Tohoku Shinkansen service partially restored

The Yomiuri Shimbun
Passengers arrive in JR Morioka Station on the Tohoku Shinkansen on Tuesday morning.

Operation of the Tohoku Shinkansen bullet train resumed Tuesday in parts of a section that was suspended following an earthquake-caused derailment last week.

The line runs from Tokyo Station to Shin-Aomori Station, at the northern end of Honshu.

The magnitude-7.4 earthquake off the coast of Fukushima Prefecture last Wednesday caused the suspension of the line between Nasu-Shiobara Station in Tochigi Prefecture and Morioka Station in Iwate Prefecture.

On Tuesday, trains resumed running north from Nasu-Shiobara Station to Koriyama Station in Fukushima Prefecture. They also began to run south from Morioka Station to Ichinoseki Station in Iwate Prefecture. Special timetables were in effect for both sections.

Service has yet to resume in the gap that remains between those two reactivated sections. The gap, between Koriyama and Ichinoseki stations, includes the major stations of Fukushima and Sendai.

Trains on the restored sections are making about half as many runs as usual. Operation along the entire line, including the still suspended stretch, is likely to resume around April 20.

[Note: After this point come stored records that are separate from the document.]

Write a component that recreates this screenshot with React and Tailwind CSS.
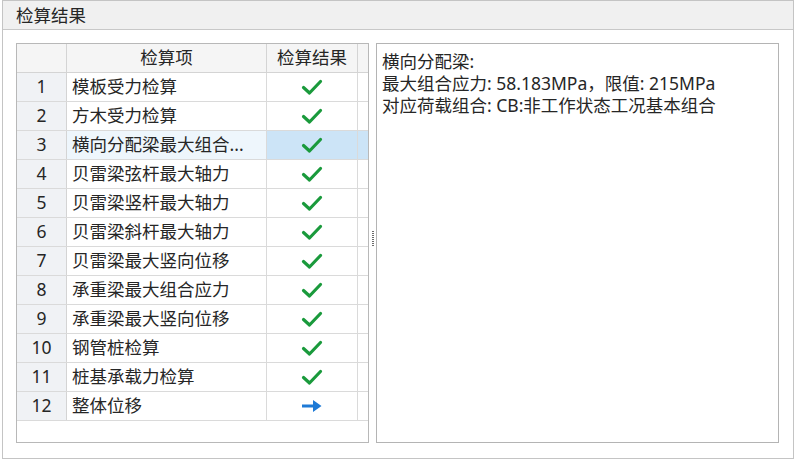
import React from "react";

const rows = [
  { name: "模板受力检算", ok: true },
  { name: "方木受力检算", ok: true },
  { name: "横向分配梁最大组合...", ok: true, selected: true },
  { name: "贝雷梁弦杆最大轴力", ok: true },
  { name: "贝雷梁竖杆最大轴力", ok: true },
  { name: "贝雷梁斜杆最大轴力", ok: true },
  { name: "贝雷梁最大竖向位移", ok: true },
  { name: "承重梁最大组合应力", ok: true },
  { name: "承重梁最大竖向位移", ok: true },
  { name: "钢管桩检算", ok: true },
  { name: "桩基承载力检算", ok: true },
  { name: "整体位移", ok: false },
];

function Check() {
  return (
    <svg width="22" height="17" viewBox="0 0 22 17">
      <path d="M2.5 8.5 L8.5 14 L19.5 2.5" fill="none" stroke="#1a9a3c" strokeWidth="3.2" strokeLinecap="round" strokeLinejoin="round" />
    </svg>
  );
}

function Arrow() {
  return (
    <svg width="22" height="14" viewBox="0 0 22 14">
      <path d="M1 5.6 H12 V1 L20.5 7 L12 13 V8.4 H1 Z" fill="#1e7ad6" />
    </svg>
  );
}

export default function App() {
  return (
    <div
      className="w-[795px] h-[460px] bg-white text-[#262626] font-normal"
      style={{ fontFamily: '"Noto Sans", "Noto Sans CJK SC", sans-serif' }}
    >
      <div className="ml-[2px] w-[792px] h-[459px] border border-[#c4c4c4] flex flex-col">
        {/* Title bar */}
        <div className="h-[29px] shrink-0 bg-[#f0f0f0] border-b border-[#c8c8c8] flex items-center pl-[13px] text-[17.5px]">
          检算结果
        </div>

        {/* Content */}
        <div className="flex pl-[13px] pt-[13px]">
          {/* Table */}
          <div className="w-[353px] h-[400px] border border-[#b8b8b8] bg-white text-[17.5px] leading-none">
            <div className="flex h-[29px] bg-[#f5f5f5] border-b border-[#d4d4d4]">
              <div className="w-[50px] border-r border-[#d4d4d4]" />
              <div className="w-[200px] border-r border-[#d4d4d4] flex items-center justify-center">检算项</div>
              <div className="w-[91px] border-r border-[#d4d4d4] flex items-center justify-center">检算结果</div>
              <div className="flex-1" />
            </div>
            {rows.map((r, i) => (
              <div key={i} className="flex h-[29px] border-b border-[#dadada]">
                <div className="w-[50px] bg-[#f0f2f5] border-r border-[#d4d4d4] flex items-center justify-center">
                  {i + 1}
                </div>
                <div
                  className={
                    r.selected
                      ? "w-[200px] bg-[#eef6fc] border-r border-[#dadada] flex items-center pl-[5px] whitespace-nowrap"
                      : "w-[200px] border-r border-[#dadada] flex items-center pl-[5px] whitespace-nowrap"
                  }
                >
                  {r.name}
                </div>
                <div
                  className={
                    r.selected
                      ? "w-[91px] bg-[#cce4f7] border-r border-[#dadada] flex items-center justify-center"
                      : "w-[91px] border-r border-[#dadada] flex items-center justify-center"
                  }
                >
                  {r.ok ? <Check /> : <Arrow />}
                </div>
                <div className={r.selected ? "flex-1 bg-[#cce4f7]" : "flex-1"} />
              </div>
            ))}
          </div>

          {/* Splitter */}
          <div className="w-[7px] h-[400px] flex items-center justify-center">
            <div className="w-[2px] h-[16px] mt-[-8px] bg-[repeating-linear-gradient(to_bottom,#6b6b6b_0px,#6b6b6b_1px,transparent_1px,transparent_2px)]" />
          </div>

          {/* Detail panel */}
          <div className="w-[403px] h-[400px] border border-[#b4b4b4] pl-[5px] pt-[6px] text-[17.5px] leading-[22px]">
            <div>横向分配梁:</div>
            <div>最大组合应力: 58.183MPa，限值: 215MPa</div>
            <div>对应荷载组合: CB:非工作状态工况基本组合</div>
          </div>
        </div>
      </div>
    </div>
  );
}
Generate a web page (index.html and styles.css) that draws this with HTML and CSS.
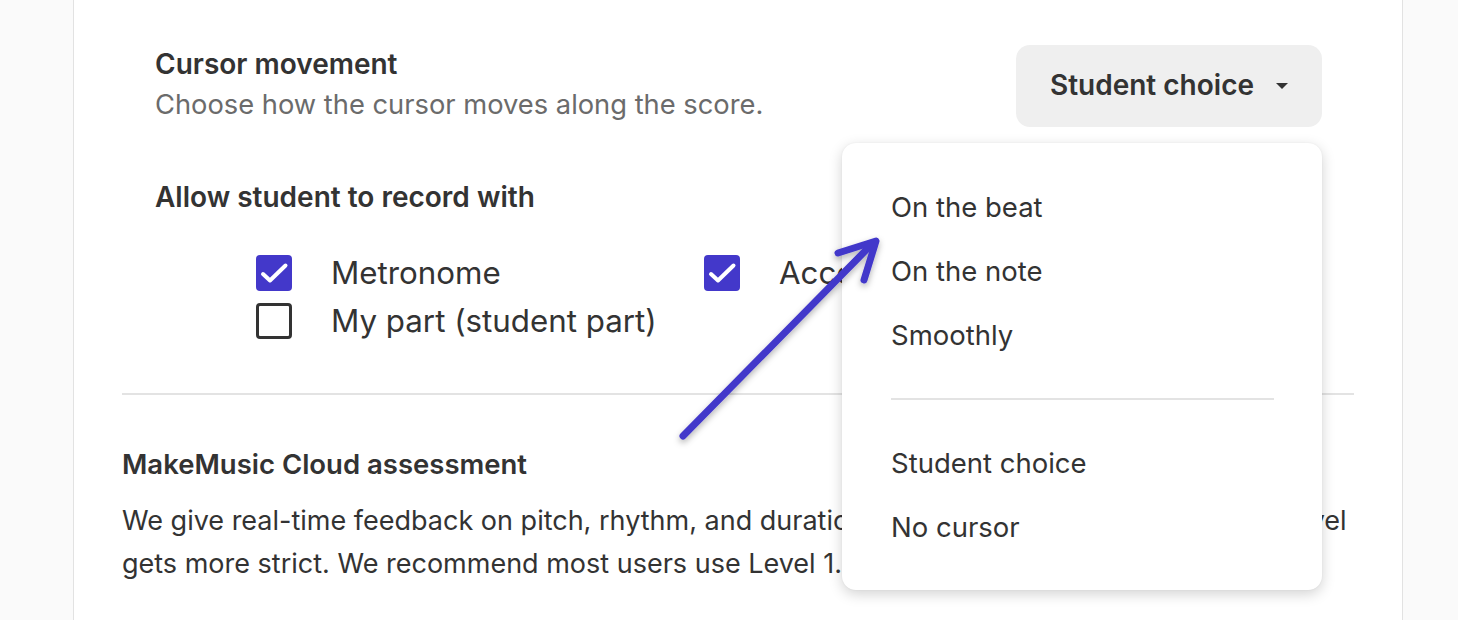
FILE: index.html
```html
<!DOCTYPE html>
<html lang="en">
<head>
<meta charset="utf-8">
<title>Cursor settings</title>
<link rel="stylesheet" href="styles.css">
</head>
<body>
<div class="page">
  <div class="card">
    <div class="settings">
      <div class="setting-row">
        <div class="setting-text">
          <div class="setting-title">Cursor movement</div>
          <div class="setting-desc">Choose how the cursor moves along the score.</div>
        </div>
        <button class="select-btn">Student choice <span class="caret"></span></button>
      </div>
      <div class="record">
        <div class="setting-title">Allow student to record with</div>
        <div class="checks">
          <label class="check"><span class="box checked"><svg viewBox="0 0 36 36"><path d="M7 19 L14 25.5 L29.5 10.5"/></svg></span>Metronome</label>
          <label class="check"><span class="box checked"><svg viewBox="0 0 36 36"><path d="M7 19 L14 25.5 L29.5 10.5"/></svg></span>Accompaniment</label>
          <label class="check"><span class="box"></span>My part (student part)</label>
        </div>
      </div>
    </div>
    <hr class="divider">
    <div class="assessment">
      <div class="assess-title">MakeMusic Cloud assessment</div>
      <p class="assess-text">We give real-time feedback on pitch, rhythm, and duration. There are five levels, and every level gets more strict. We recommend most users use Level 1.</p>
    </div>
  </div>

  <div class="menu">
    <div class="menu-item">On the beat</div>
    <div class="menu-item">On the note</div>
    <div class="menu-item">Smoothly</div>
    <div class="menu-sep"></div>
    <div class="menu-item">Student choice</div>
    <div class="menu-item">No cursor</div>
  </div>

  <svg class="annot" viewBox="0 0 1458 620" width="1458" height="620">
    <defs>
      <filter id="sh" x="-20%" y="-20%" width="140%" height="140%">
        <feDropShadow dx="0" dy="3" stdDeviation="3" flood-color="#000" flood-opacity="0.3"/>
      </filter>
    </defs>
    <g filter="url(#sh)" fill="none" stroke="#4338ca" stroke-width="7" stroke-linecap="round" stroke-linejoin="round">
      <path d="M683 436 L873 243"/>
      <path d="M838 253 L876 241 L864 280"/>
    </g>
  </svg>
</div>
</body>
</html>
```

FILE: styles.css
```css
* { box-sizing: border-box; }
html, body { margin: 0; padding: 0; }
body {
  background: #fafafa;
  font-family: Inter, "Noto Sans", sans-serif;
  color: #333;
  width: 1458px;
  height: 620px;
  overflow: hidden;
}
.page {
  position: relative;
  height: 620px;
  padding-left: 73px;
  padding-right: 55px;
}
.card {
  background: #fff;
  border-left: 1px solid #e2e2e2;
  border-right: 1px solid #e2e2e2;
  height: 620px;
}
.settings {
  padding: 44px 80px 0 81px;
}
.setting-row {
  display: flex;
  justify-content: space-between;
  align-items: flex-start;
}
.setting-title {
  font-size: 28px;
  font-weight: 600;
  line-height: 40px;
  color: #333;
}
.setting-desc {
  font-size: 27.3px;
  line-height: 42px;
  color: #6b6b6b;
}
.select-btn {
  font-family: inherit;
  background: #efefef;
  border: none;
  border-radius: 14px;
  width: 306px;
  height: 82px;
  margin-top: 1px;
  font-size: 28px;
  font-weight: 600;
  color: #333;
  display: flex;
  align-items: center;
  justify-content: center;
  gap: 22px;
  padding: 0 0 2px 0;
}
.caret {
  width: 0; height: 0;
  border-left: 6px solid transparent;
  border-right: 6px solid transparent;
  border-top: 6px solid #333;
  margin-top: 2px;
}
.record {
  margin-top: 50px;
}
.checks {
  display: grid;
  grid-template-columns: 448px 1fr;
  row-gap: 12px;
  padding-left: 101px;
  margin-top: 38px;
}
.check {
  display: flex;
  align-items: center;
  gap: 39px;
  font-size: 31.3px;
  line-height: 36px;
  color: #333;
  white-space: nowrap;
}
.box {
  width: 36px; height: 36px;
  border: 3.5px solid #333;
  border-radius: 4px;
  flex: none;
}
.box.checked {
  border: none;
  background: #4338ca;
}
.box svg {
  display: block;
  width: 36px; height: 36px;
  fill: none;
  stroke: #fff;
  stroke-width: 4;
  stroke-linecap: round;
  stroke-linejoin: round;
}
.divider {
  border: none;
  border-top: 2px solid #e3e3e3;
  margin: 54px 48px 0 48px;
}
.assessment {
  padding: 49px 48px 0 48px;
}
.assess-title {
  font-size: 27.5px;
  font-weight: 600;
  line-height: 40px;
}
.assess-text {
  margin: 15px 0 0 0;
  font-size: 27px;
  line-height: 43px;
  color: #333;
}
.menu {
  position: absolute;
  left: 842px;
  top: 143px;
  width: 480px;
  height: 447px;
  background: #fff;
  border-radius: 14px;
  box-shadow: 0 4px 14px rgba(0,0,0,0.18), 0 0 2px rgba(0,0,0,0.06);
  padding: 32px 48px 0 49px;
}
.menu-item {
  font-size: 27.5px;
  line-height: 64px;
  color: #333;
}
.menu-sep {
  border-top: 2px solid #e3e3e3;
  margin: 31px 0 31px 0;
}
.annot {
  position: absolute;
  left: 0;
  top: 0;
  pointer-events: none;
}
```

Meanwhile, service has also been affected on the Akita Shinkansen line, which shares Tohoku Shinkansen tracks from Tokyo to Morioka before branching off and heading west to Akita Station on the Sea of Japan coast. Those trains are now limited to shuttling between Morioka and Akita stations. Their number of runs has also been reduced. It not yet known when the service will return to normal.